Ray McCallum, Detroit and Trey Ziegler, Central Michigan
What are a five-star prospect and a four-star prospect doing playing at mid-majors schools? They’re playing for their dads. If that’s not worth cheering, I don’t know what is. McCallum’s heady point guard, while Ziegler’s a shooting guard who could lead the MAC in scoring.

Ian Miller, Florida State
The latest in a series of top-flight talent in Tallahassee, Miller should vie for ACC freshman of the year honors. The 6-3 guard is a solid finisher and aggressive getting to the rim, a godsend for a ‘Noles team that struggles getting the ball in the basket.

Tyler Lamb, UCLA
The 6-4 Lamb is just what the Bruins were missing last season – an athletic guard who can hit from outside or get to the rim. He’ll play, too. UCLA coach Ben Howland’s been impressed by Lamb’s defensive effort.

Adreian Payne, Michigan State
A 6-10 center who thrives on defense, can block shots and rebound? Sounds like a Tom Izzo player to me. Payne figures to spell Spartans post players Delvon Roe and Derrick Nix this season, then step into a more prominent role the next few seasons as his offense develops.  

Phil Pressey, Missouri
The Tigers’ system is built around guards who can push the pace and pressure defenders. That’s perfect for Pressey, a 5-10 blur who also isn’t afraid of challenging taller foes at the rim. He and his brother, Matt, could be Missouri’s backcourt for years to come.
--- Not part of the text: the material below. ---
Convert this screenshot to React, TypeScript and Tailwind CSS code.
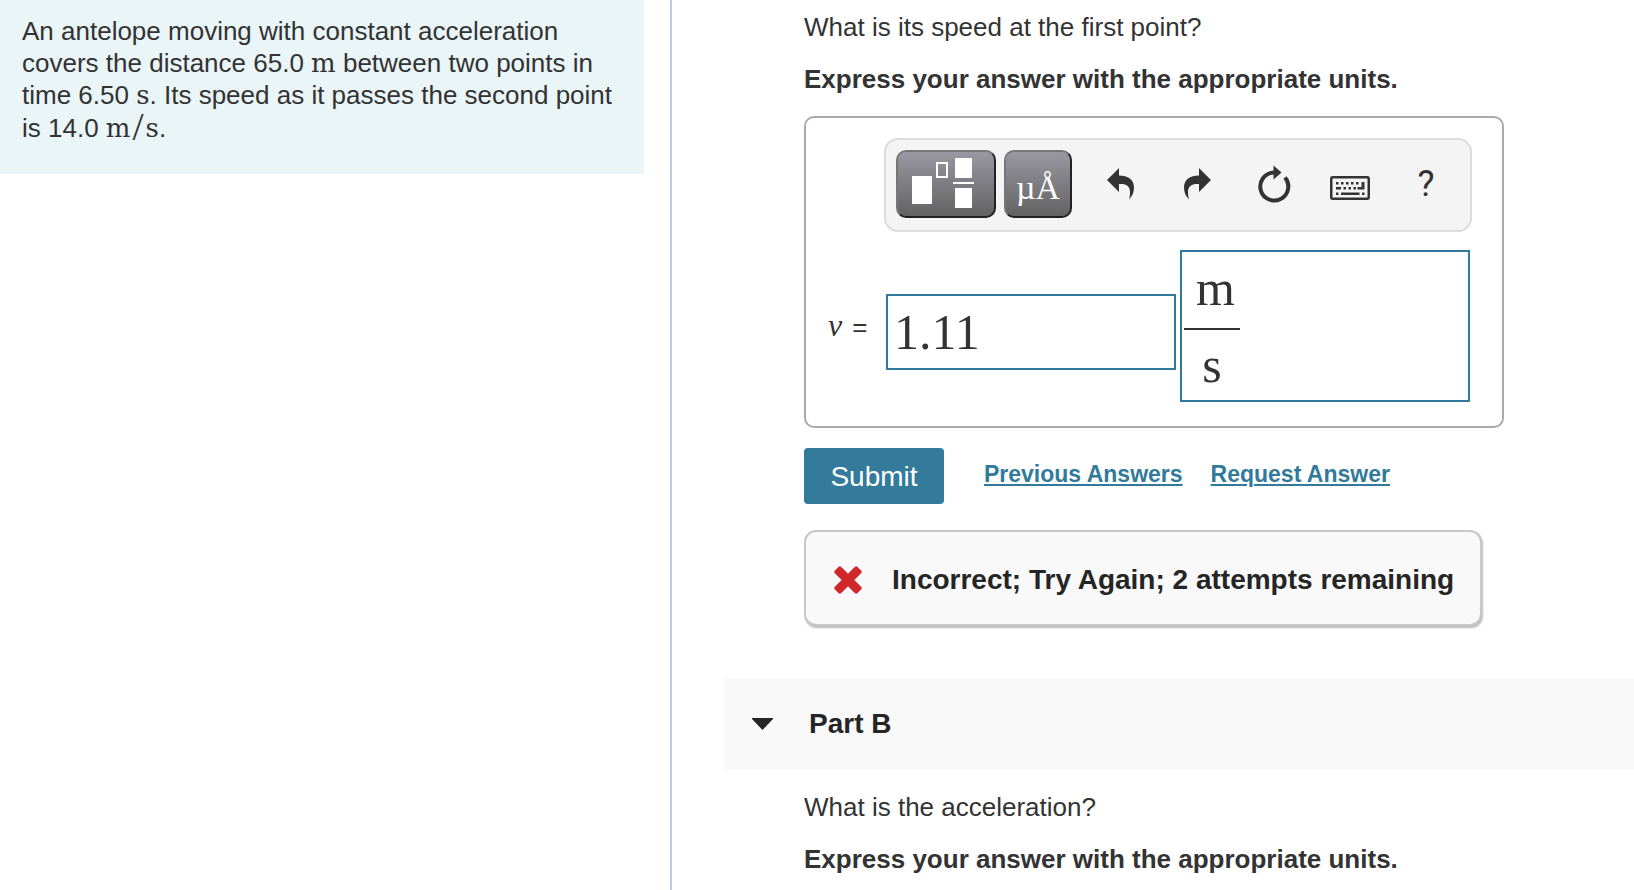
import { useState, type ReactNode } from "react";

interface ToolButtonProps {
  label: string;
  children: ReactNode;
}

function ToolButton({ label, children }: ToolButtonProps) {
  return (
    <button
      type="button"
      aria-label={label}
      className="flex h-[68px] w-[76px] items-center justify-center text-[#333]"
    >
      {children}
    </button>
  );
}

function TemplatesIcon() {
  return (
    <svg width="64" height="52" viewBox="0 0 64 52" aria-hidden="true">
      <rect x="0" y="18" width="20" height="28" fill="#fff" />
      <rect x="25" y="5" width="10" height="14" fill="none" stroke="#fff" strokeWidth="2" />
      <rect x="43" y="0" width="17" height="20" fill="#fff" />
      <rect x="41" y="24" width="21" height="2" fill="#fff" />
      <rect x="43" y="30" width="17" height="20" fill="#fff" />
    </svg>
  );
}

function ArrowIcon({ flipped = false }: { flipped?: boolean }) {
  return (
    <svg
      width="28"
      height="32"
      viewBox="0 0 28 32"
      fill="currentColor"
      className={flipped ? "-scale-x-100" : ""}
      aria-hidden="true"
    >
      <path d="M12 0 L0 12 L12 24 V16 C19 15.500 23 18 23 24 C23 26.500 22.800 29 22 31.500 C25.500 28 27 24 27 19.500 C27 11.500 21 7.500 12 7.500 Z" />
    </svg>
  );
}

function ResetIcon() {
  return (
    <svg width="34" height="38" viewBox="0 0 34 38" aria-hidden="true">
      <path
        d="M28 12.500 A14 14 0 1 1 17 7.500"
        fill="none"
        stroke="currentColor"
        strokeWidth="4"
      />
      <path d="M16.500 0.500 L24.500 7.500 L16.500 14.500 Z" fill="currentColor" />
    </svg>
  );
}

function KeyboardIcon() {
  return (
    <svg width="40" height="24" viewBox="0 0 40 24" fill="currentColor" aria-hidden="true">
      <rect x="1.250" y="1.250" width="37.500" height="21.500" rx="1.500" fill="none" stroke="currentColor" strokeWidth="2.500" />
      {[6, 11, 16, 21, 26].map((x) => (
        <rect key={x} x={x} y="6" width="2.500" height="2.500" />
      ))}
      <path d="M31.500 6 H34.500 V13.500 H27.500 V11 H31.500 Z" />
      <rect x="6" y="11" width="5" height="2.500" />
      {[13.5, 18.5, 23.5].map((x) => (
        <rect key={x} x={x} y="11" width="2.500" height="2.500" />
      ))}
      <rect x="6" y="16.500" width="2.500" height="2.500" />
      <rect x="11" y="16.500" width="18.500" height="2.500" />
      <rect x="32" y="16.500" width="2.500" height="2.500" />
    </svg>
  );
}

function IncorrectIcon() {
  return (
    <svg width="28" height="28" viewBox="0 0 28 28" fill="#d0272b" aria-hidden="true">
      <rect x="-2" y="9.500" width="32" height="9" rx="2" transform="rotate(45 14 14)" />
      <rect x="-2" y="9.500" width="32" height="9" rx="2" transform="rotate(-45 14 14)" />
    </svg>
  );
}

function Unit({ children }: { children: ReactNode }) {
  return <span className="font-['DejaVu_Serif',serif] text-[26px] leading-6">{children}</span>;
}

function Question({ children }: { children: ReactNode }) {
  return (
    <>
      <p>{children}</p>
      <p className="mt-5 font-bold">Express your answer with the appropriate units.</p>
    </>
  );
}

const grayButton =
  "flex h-[68px] shrink-0 items-center justify-center rounded-[10px] border-2 border-t-[#777] border-l-[#777] border-r-[#222] border-b-[#222] bg-linear-to-b from-[#9a98a2] to-[#636363] text-white";

const mathInput =
  "block bg-transparent font-['Liberation_Serif',serif] text-[50px] text-[#333] outline-none";

export default function App() {
  const [value, setValue] = useState("1.11");
  const [numerator, setNumerator] = useState("m");
  const [denominator, setDenominator] = useState("s");

  return (
    <div className="grid h-screen grid-cols-[672fr_962fr] overflow-hidden bg-white font-['Liberation_Sans',Arial,sans-serif] text-[26px] leading-8 text-[#333]">
      <aside className="border-r-2 border-[#bdcadb] pr-[26px]">
        <p className="bg-[#eaf5f8] px-[22px] pt-[15px] pb-[30px]">
          An antelope moving with constant acceleration covers the distance 65.0 <Unit>m</Unit>{" "}
          between two points in time 6.50 <Unit>s</Unit>. Its speed as it passes the second point
          is 14.0 <Unit>m</Unit>
          <span className="px-[2px] align-[-3px] font-['Liberation_Serif',serif] text-[40px] leading-8">
            /
          </span>
          <Unit>s</Unit>.
        </p>
      </aside>

      <main className="min-w-0 pl-[52px]">
        <section className="pt-[11px] pr-6 pl-20">
          <Question>What is its speed at the first point?</Question>

          <form className="mt-[21px]" onSubmit={(e) => e.preventDefault()}>
            <div className="max-w-[700px] rounded-[10px] border-2 border-[#aaa] py-5 pr-[30px] pl-5">
              <div className="ml-[58px] flex gap-2 rounded-[14px] border-2 border-[#ddd] bg-[#f4f4f4] pt-[10px] pr-[6px] pb-3 pl-[10px]">
                <button
                  type="button"
                  aria-label="Templates"
                  className={`${grayButton} w-[100px] pr-1`}
                >
                  <TemplatesIcon />
                </button>
                <button
                  type="button"
                  aria-label="Symbols"
                  className={`${grayButton} w-[68px] pt-2 font-['Liberation_Serif',serif] text-[34px]`}
                >
                  µÅ
                </button>
                <div className="flex flex-1 justify-between pl-[3px]">
                  <ToolButton label="Undo">
                    <ArrowIcon />
                  </ToolButton>
                  <ToolButton label="Redo">
                    <ArrowIcon flipped />
                  </ToolButton>
                  <ToolButton label="Reset">
                    <ResetIcon />
                  </ToolButton>
                  <ToolButton label="Keyboard shortcuts">
                    <span className="pt-2">
                      <KeyboardIcon />
                    </span>
                  </ToolButton>
                  <ToolButton label="Help">
                    <span className="font-[Roboto,sans-serif] text-[36px]">?</span>
                  </ToolButton>
                </div>
              </div>

              <div className="mt-[18px] flex items-center pr-[2px]">
                <label
                  htmlFor="answer"
                  className="flex w-[60px] shrink-0 items-baseline gap-[10px] pl-[2px]"
                >
                  <i className="font-['Liberation_Serif',serif] text-[32px]">v</i>
                  <span>=</span>
                </label>
                <div className="grid flex-1 grid-cols-2 items-center gap-1">
                  <input
                    id="answer"
                    value={value}
                    onChange={(e) => setValue(e.target.value)}
                    className={`${mathInput} mt-3 h-[76px] w-full border-2 border-[#317a9c] px-[6px]`}
                  />
                  <div className="h-[152px] border-2 border-[#317a9c] px-[2px]">
                    <input
                      aria-label="Units numerator"
                      value={numerator}
                      onChange={(e) => setNumerator(e.target.value)}
                      className={`${mathInput} h-[78px] w-14 border-b-2 border-[#333] pb-[4px] pl-3`}
                    />
                    <input
                      aria-label="Units denominator"
                      value={denominator}
                      onChange={(e) => setDenominator(e.target.value)}
                      className={`${mathInput} h-[70px] w-14 text-center`}
                    />
                  </div>
                </div>
              </div>
              <div className="h-1" />
            </div>

            <div className="mt-5 flex items-center">
              <button
                type="submit"
                className="h-14 w-[140px] rounded-[4px] bg-[#337a9b] pt-[2px] text-[28px] text-white"
              >
                Submit
              </button>
              <div className="flex gap-7 pb-1 pl-10 text-[23px] font-bold text-[#317a9c]">
                <a href="#previous" className="underline decoration-2 underline-offset-2">
                  Previous Answers
                </a>
                <a href="#request" className="underline decoration-2 underline-offset-2">
                  Request Answer
                </a>
              </div>
            </div>
          </form>

          <div
            role="status"
            className="mt-[26px] flex h-24 w-fit items-center gap-[30px] rounded-xl border-2 border-[#c7c7c7] bg-[#f9f9f9] pt-1 pr-[26px] pl-7 text-[28px] font-bold text-[#252525] shadow-[1px_2px_2px_#bbb]"
          >
            <IncorrectIcon />
            <span>Incorrect; Try Again; 2 attempts remaining</span>
          </div>
        </section>

        <section className="mt-[52px]">
          <h2 className="bg-[#f9f9f9] text-[28px] font-bold text-[#252525]">
            <button type="button" className="flex h-[92px] w-full items-center gap-9 pl-7 text-left">
              <svg width="21" height="12" viewBox="0 0 21 12" fill="currentColor" aria-hidden="true">
                <path d="M0 0 H21 V1 L10.500 12 L0 1 Z" />
              </svg>
              Part B
            </button>
          </h2>
          <div className="pt-[21px] pr-6 pl-20">
            <Question>What is the acceleration?</Question>
          </div>
        </section>
      </main>
    </div>
  );
}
Jereme Richmond and Meyers Leonard, Illinois
Richmond, a 6-7 wing, and Leonard, a 6-10 center, are the gems of Illinois’ 2010 class and could step into prominent roles once Mike Davis and Mike Tisdale graduate this spring. If the freshmen pair can match the consistency and productivity of Davis and Tisdale, the Illini are set.

Terrence Ross, Washington
The early favorite for Pac-10 freshman of the year. The 6-5 guard should thrive thanks to Huskies point guard Isaiah Thomas, who excels at driving the lane and dishing to open teammates around the arc. That’s perfect for Ross, whose best asset is his sweet stroke.

J.T. Terrell, Wake Forest
Here’s all you need to know about the 6-4 guard, courtesy of Dave Telep: “Somebody told me he was shooting it from one step past half court off a ball screen,” Wake assistant Jeff Battle said. “Who would shoot that? They said he makes them, too. I don’t know if coach will let him shoot 50-footers, but he can do it.”

Dion Waiters, Syracuse
Someone’s going to have to pick up the scoring slack with Wes Johnson and Andy Rautins gone. That falls to Kris Joseph and Waiters, a tremendous talent who can step into Rautins’ role as the perimeter threat. Added bonus: Unlike Rautins, Waiters can get to the rim.

Patric Young, Florida
The solution to the Gators’ frontcourt issues. The 6-8 Young grabs rebounds, blocks shots and intimates foes with his imposing build. He’s not polished offensively, but that’s the main reason he’ll be in Gainesville more than one year. Guys with his athleticism are usually NBA bound ASAP.